Fromscratch Heapfile and Hashindex

From scratch Heap file and Hash index #

Originally written for some undergraduate DB systems class I took.

This is still a bit interesting to me as it’s a from-scratch implementation of part of a DB and I think it would be a good exercise to revisit this code and fix the bugs that are definitely in there somewhere.

Will be funny to see how bad the Java code is too.

Usage #

The dataset used in this project is available at https://data.gov.au/data/dataset/asic-business-names but I’ve also copied a subset of that dataset into ./data/

dbload #

Implementing a heap file in Java. Load a database relation (.tsv) and write a heap file.

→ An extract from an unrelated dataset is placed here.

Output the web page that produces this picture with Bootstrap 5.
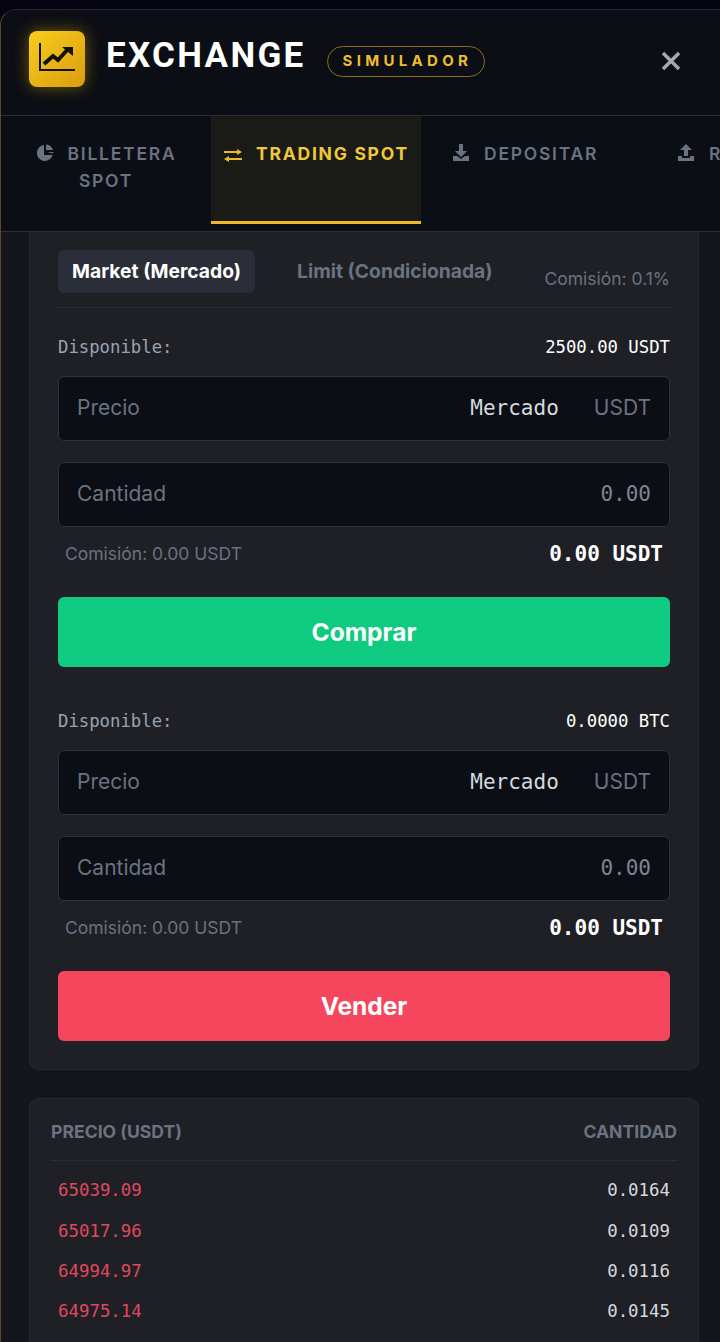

bazel run //databases/fromscratch_heapfile_and_hashindex:dbload -- \
    -p 4096 \
    "$(git rev-parse --show-toplevel)/databases/fromscratch_heapfile_and_hashindex/data/TRUNCATED_DATASET_WO_HEADER.csv"

hashload #

A hash indexer that uses the heap file to build an index, hash.<pagesize>.

dbquery #

Perform a text search using the heap file, with or without an index.

Build #

bazel build //databases/fromscratch_heapfile_and_hashindex/...

Tests #

… I guess tests weren’t part of the assignment.